On peut aussi penser exactement l’inverse. C’est précisément parce que les négociations approchaient de la conclusion qu’il fallait que le FLN et l’Etat français arrivent à la table des négociations en position de force. Chacun cherchant à déployer sa force sur le plan politique et militaire.

La guerre d’Algérie et le passé colonial français fonctionnent comme un révélateur photographique. Mais ce qui apparaît sur la photo est ruiné du point de vue de la mythologie nationale et du panthéon national de la IVe et de la Ve République

Ce n’est donc pas du tout contradictoire avec le massacre organisé le 17 octobre 1961. C’est une manière de signifier au FLN que sur le plan militaire et policier, l’Etat français est plus fort que lui. C’est une manière de garantir la position la moins faible possible dans ces négociations.

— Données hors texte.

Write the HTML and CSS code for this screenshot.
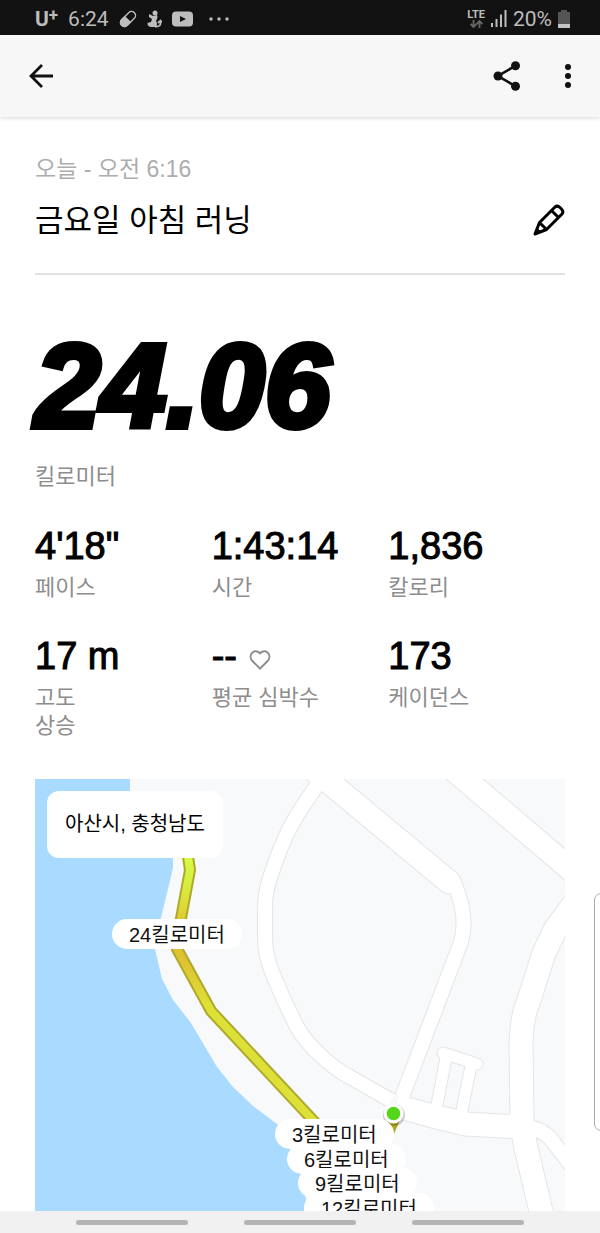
FILE: index.html
```html
<!DOCTYPE html>
<html lang="ko">
<head>
    <meta charset="UTF-8">
    <meta name="viewport" content="width=device-width, initial-scale=1">
    <title>금요일 아침 러닝</title>
    <link rel="stylesheet" href="styles.css">
</head>
<body>
    <div class="status-bar">
        <div class="status-left">
            <span class="carrier">U<sup>+</sup></span>
            <span>6:24</span>
            <svg class="pill-icon" width="18" height="18" viewBox="0 0 18 18">
                <g transform="rotate(-45 9 9)">
                    <rect x="0" y="5" width="18" height="8" rx="4" fill="none" stroke="#bdbdbd" stroke-width="1.4"/>
                    <path d="M9 4.3H4a4.7 4.7 0 0 0 0 9.4h5z" fill="#bdbdbd"/>
                </g>
            </svg>
            <svg width="15" height="18" viewBox="0 0 15 18" fill="#bdbdbd">
                <circle cx="8" cy="3" r="2.5"/>
                <path d="M2 4l4 2 4-1q1 2 0 4l-1 2q2 3 0 6H4q-4-1-3.500-4l3.500-1 1-3L2 7z"/>
                <path d="M8 16.500c4 .5 6-1 5.500-5M11 13l2.500-2.500 1.500 2" fill="none" stroke="#bdbdbd" stroke-width="1.800"/>
            </svg>
            <svg width="21" height="16" viewBox="0 0 21 16">
                <rect width="21" height="15" y=".5" rx="4" fill="#bdbdbd"/>
                <path d="M8 5l6 3-6 3z" fill="#121212"/>
            </svg>
            <svg class="more-icon" width="20" height="4" viewBox="0 0 20 4" fill="#bdbdbd">
                <circle cx="2" cy="2" r="1.700"/>
                <circle cx="10" cy="2" r="1.700"/>
                <circle cx="18" cy="2" r="1.700"/>
            </svg>
        </div>
        <div class="status-right">
            <div class="network">
                <span>LTE</span>
                <svg width="13" height="8" viewBox="0 0 13 8" fill="none" stroke="#666" stroke-width="1.800">
                    <path d="M3.500 0v7M.6 4l2.900 3 2.900-3M9.500 8V1M6.600 4l2.900-3 2.900 3"/>
                </svg>
            </div>
            <svg width="16" height="17" viewBox="0 0 16 17" fill="#bdbdbd">
                <path d="M0 13h2v4H0zM4.500 9h2v8h-2zM9 4.500h2V17H9zM13.500 0h2v17h-2z"/>
            </svg>
            <span>20%</span>
            <svg width="12" height="18" viewBox="0 0 12 18">
                <path d="M3 2V0h6v2h3v16H0V2z" fill="#555"/>
                <path d="M0 14h12v4H0z" fill="#c4c4c4"/>
            </svg>
        </div>
    </div>

    <header class="app-bar">
        <button class="icon-button" aria-label="뒤로">
            <svg width="24" height="24" viewBox="0 0 24 24" fill="none" stroke="#111" stroke-width="2.800">
                <path d="M24 12H2M13 1L2 12l11 11"/>
            </svg>
        </button>
        <div class="app-actions">
            <button class="icon-button" aria-label="공유">
                <svg width="28" height="30" viewBox="0 0 28 30">
                    <path d="M22 5L5 15l17 10" fill="none" stroke="#111" stroke-width="2.600"/>
                    <circle cx="22.500" cy="4.800" r="4.500" fill="#111"/>
                    <circle cx="5" cy="15" r="4.500" fill="#111"/>
                    <circle cx="22.500" cy="25.200" r="4.500" fill="#111"/>
                </svg>
            </button>
            <button class="icon-button" aria-label="더보기">
                <svg width="8" height="24" viewBox="0 0 8 24" fill="#111">
                    <circle cx="4" cy="3" r="3"/>
                    <circle cx="4" cy="12" r="3"/>
                    <circle cx="4" cy="21" r="3"/>
                </svg>
            </button>
        </div>
    </header>

    <main class="content">
        <div class="date">오늘 - 오전 6:16</div>
        <div class="title-row">
            <h1>금요일 아침 러닝</h1>
            <button class="icon-button" aria-label="제목 수정">
                <svg width="32" height="32" viewBox="0 0 32 32" fill="none" stroke="#000" stroke-width="3" stroke-linejoin="round">
                    <path d="M2 30l4.500-11.500L22 3q2.500-2 5 .5l1.500 1.500q2.500 2.500.500 5L13.500 25.500zM18.500 6.500l7 7M6.500 18.500l7 7"/>
                    <path d="M2 30l2-6 4 4z" fill="#000" stroke-width="1"/>
                </svg>
            </button>
        </div>

        <div class="distance">24.06</div>
        <div class="label">킬로미터</div>

        <div class="stats">
            <div class="stat">
                <div class="value">4'18"</div>
                <div class="label">페이스</div>
            </div>
            <div class="stat">
                <div class="value">1:43:14</div>
                <div class="label">시간</div>
            </div>
            <div class="stat">
                <div class="value">1,836</div>
                <div class="label">칼로리</div>
            </div>
            <div class="stat">
                <div class="value">17 m</div>
                <div class="label">고도<br>상승</div>
            </div>
            <div class="stat">
                <div class="value">--
                    <svg class="heart" width="22" height="20" viewBox="0 0 22 20" fill="none" stroke="#8d8d8d" stroke-width="2">
                        <path d="M11 18.600L3.200 10.800C-1.500 5.500 5-2.500 11 3.300 17-2.500 23.500 5.500 18.800 10.800z"/>
                    </svg>
                </div>
                <div class="label">평균 심박수</div>
            </div>
            <div class="stat">
                <div class="value">173</div>
                <div class="label">케이던스</div>
            </div>
        </div>

        <div class="map">
            <svg class="map-canvas" viewBox="35 779 530 432" preserveAspectRatio="xMinYMin slice">
                <defs>
                    <linearGradient id="pace" gradientUnits="userSpaceOnUse" x1="0" y1="860" x2="0" y2="1020">
                        <stop offset="0" stop-color="#d3fb45"/>
                        <stop offset=".22" stop-color="#dae63b"/>
                        <stop offset=".45" stop-color="#dfba30"/>
                        <stop offset=".65" stop-color="#dfc431"/>
                        <stop offset=".9" stop-color="#dde037"/>
                    </linearGradient>
                    <g id="roads" fill="none" stroke-linejoin="round">
                        <path class="road-m" d="M326 772L309 797Q293 820 285 838T270 878Q265 893 265 908V937Q265 955 272 972T284 1000L297 1027Q305 1041 320 1055T348 1076L392 1101"/>
                        <path class="road-l" d="M396 1106L433 1116 466 1124 520 1127"/>
                        <path class="road-m" d="M528 1127Q545 1130 554 1143L574 1169"/>
                        <path class="road-l" d="M577 900L555 930 544 953 529 1000Q522 1015 521 1043L522 1118Q523 1135 526 1148L546 1232"/>
                        <path class="road-l" stroke-linecap="round" d="M312 768L449 882"/>
                        <path class="road-l" d="M440 758L582 879"/>
                        <path class="road-m" d="M454 882L459 896Q467 922 461 942L439 1000 402 1097"/>
                        <path class="road-s" stroke-linecap="round" d="M443 1053L477 1064"/>
                        <path class="road-s" d="M446 1058L436 1110M471 1066L461 1115"/>
                    </g>
                </defs>
                <path fill="#a9daff" d="M35 779h95v40l43 39v10l-12 50-6 31 7 30 11 21 18 23 26 44 16 20 20 19 24 18 23 31 8 60v48H35z"/>
                <use href="#roads" class="road-edge"/>
                <use href="#roads" class="road-fill"/>
                <path class="route-edge" d="M187 850L190 870 177 940 177 949 211 1011 324 1132"/>
                <path class="route" d="M187 850L190 870 177 940 177 949 211 1011 324 1132"/>
                <path fill="#b3a91d" d="M387 1120h13l-6 14z"/>
                <circle cx="394" cy="1115" r="11" fill="#000" opacity=".2"/>
                <circle cx="393.500" cy="1113.500" r="10" fill="#fff"/>
                <circle cx="393.500" cy="1113.500" r="6.800" fill="#55d61b"/>
            </svg>
            <div class="place">아산시, 충청남도</div>
            <span class="marker km24">24킬로미터</span>
            <span class="marker km3">3킬로미터</span>
            <span class="marker km6">6킬로미터</span>
            <span class="marker km9">9킬로미터</span>
            <span class="marker km12">12킬로미터</span>
        </div>
    </main>

    <nav class="nav-bar">
        <button aria-label="최근 앱"></button>
        <button aria-label="홈"></button>
        <button aria-label="뒤로 가기"></button>
    </nav>
    <div class="edge-handle"></div>
</body>
</html>
```

FILE: styles.css
```css
* {
    box-sizing: border-box;
}
body {
    margin: 0;
    height: 100vh;
    display: flex;
    flex-direction: column;
    overflow: hidden;
    background-color: #fff;
    color: #000;
    font-family: "Liberation Sans", "Noto Sans CJK KR", sans-serif;
}
svg {
    display: block;
    flex: none;
}
button {
    border: none;
    padding: 0;
    background: none;
    cursor: pointer;
}

/* status bar */
.status-bar {
    flex: none;
    height: 35px;
    padding: 2px 30px 0 35px;
    display: flex;
    justify-content: space-between;
    align-items: center;
    background-color: #121212;
    color: #bdbdbd;
    font-family: Roboto, "Liberation Sans", sans-serif;
    font-size: 21px;
}
.status-left {
    display: flex;
    align-items: center;
    gap: 10px;
}
.carrier {
    font-weight: 700;
    line-height: 20px;
}
.carrier sup {
    font-size: 17px;
    line-height: 0;
    vertical-align: 5px;
}
.more-icon {
    margin-left: 6px;
}
.status-right {
    display: flex;
    align-items: center;
    gap: 6px;
}
.network {
    display: flex;
    flex-direction: column;
    align-items: center;
    font-size: 11px;
    font-weight: 700;
    line-height: 10px;
}

/* top bar */
.app-bar {
    flex: none;
    height: 82px;
    padding: 0 28px 0 29px;
    display: flex;
    justify-content: space-between;
    align-items: center;
    background-color: #f7f7f7;
    box-shadow: 0 1px 4px rgba(0, 0, 0, 0.15);
}
.app-actions {
    display: flex;
    align-items: center;
    gap: 43px;
}

.content {
    flex: 1;
    min-height: 0;
    display: flex;
    flex-direction: column;
    padding: 36px 35px 0;
}
.date {
    color: #adadad;
    font-size: 23px;
    line-height: 32px;
}
.title-row {
    display: flex;
    justify-content: space-between;
    align-items: center;
    margin-top: 11px;
    padding-bottom: 29px;
    border-bottom: 2px solid #e2e2e2;
}
h1 {
    margin: 0;
    padding-top: 2px;
    font-size: 31px;
    font-weight: 400;
    line-height: 46px;
}
.distance {
    margin: 51px 0 17px;
    font-size: 118px;
    font-style: italic;
    font-weight: 700;
    line-height: 120px;
    -webkit-text-stroke: 6px #000;
}
.label {
    color: #8d8d8d;
    font-size: 22px;
    line-height: 28px;
}
.stats {
    display: grid;
    grid-template-columns: repeat(3, 1fr);
    row-gap: 32px;
    margin-top: 33px;
}
.value {
    display: flex;
    align-items: center;
    gap: 12px;
    margin-bottom: 6px;
    font-size: 38px;
    line-height: 44px;
    -webkit-text-stroke: 1px #000;
}
.heart {
    margin-top: 8px;
}

/* map */
.map {
    position: relative;
    flex: 1;
    min-height: 0;
    margin-top: 39px;
    overflow: hidden;
    background-color: #f7f9fb;
}
.map-canvas {
    width: 100%;
    height: 100%;
}
.road-edge {
    stroke: #e4e5e6;
    --casing: 2px;
}
.road-fill {
    stroke: #fff;
    --casing: 0px;
}
.road-s {
    stroke-width: calc(11px + var(--casing));
}
.road-m {
    stroke-width: calc(14px + var(--casing));
}
.road-l {
    stroke-width: calc(23px + var(--casing));
}
.route-edge {
    fill: none;
    stroke: #b0a82b;
    stroke-width: 12px;
}
.route {
    fill: none;
    stroke: url(#pace);
    stroke-width: 8px;
}
.place {
    position: absolute;
    left: 12px;
    top: 12px;
    padding: 0 18px;
    border-radius: 12px;
    background-color: #fff;
    font-size: 20px;
    line-height: 67px;
}
.marker {
    position: absolute;
    padding: 2px 17px 0;
    border-radius: 15px;
    background-color: #fff;
    color: #111;
    font-size: 20px;
    line-height: 28px;
    white-space: nowrap;
}
.km24 {
    left: 77px;
    top: 140px;
}
.km3 {
    left: 240px;
    top: 340px;
}
.km6 {
    left: 252px;
    top: 365px;
}
.km9 {
    left: 263px;
    top: 389px;
}
.km12 {
    left: 269px;
    top: 414px;
}

/* bottom navigation */
.nav-bar {
    flex: none;
    height: 22px;
    display: flex;
    justify-content: center;
    align-items: center;
    gap: 56px;
    background-color: #f1f1f1;
}
.nav-bar button {
    width: 112px;
    height: 5px;
    border-radius: 3px;
    background-color: #b4b4b4;
}
.edge-handle {
    position: fixed;
    right: -8px;
    bottom: 102px;
    width: 14px;
    height: 238px;
    border: 1px solid #aaa;
    border-radius: 8px;
    background-color: #fff;
}
```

Pourquoi la France a finalement tant de mal à reconnaître la guerre d’Algérie ?

La France a beaucoup de mal à reconnaître ce qui a été pudiquement appelé les « événements » d’Algérie pendant très longtemps, pour plusieurs raisons. D’une part, parce que cette guerre implique la quasi-totalité des forces politiques. La gauche, avec le parti socialiste et y compris les communistes.

C’est à l’initiative du président du Conseil Guy Mollet que sont votées des dispositions d’exceptions, avec l’aval des députés communistes à l’Assemblée nationale. La guerre d’Algérie a également à voir avec le général de Gaulle et les fondateurs de la Ve République comme Michel Debré. François Mitterrand, ministre de l’Intérieur signera des décrets d’exécution de militants du FLN et avait déclaré que « la France s’étendait de Dunkerque à Tamanrasset ».

Au fond, la guerre d’Algérie et plus généralement le passé colonial français fonctionnent comme un révélateur photographique mais ce qui apparaît sur la photo est ruiné du point de vue de la mythologie nationale, du point de vue partisan et du point de vue du panthéon national de la IVe et de la Ve République. C’est ce qui explique sans doute la difficulté pour la France à reconnaître les crimes coloniaux.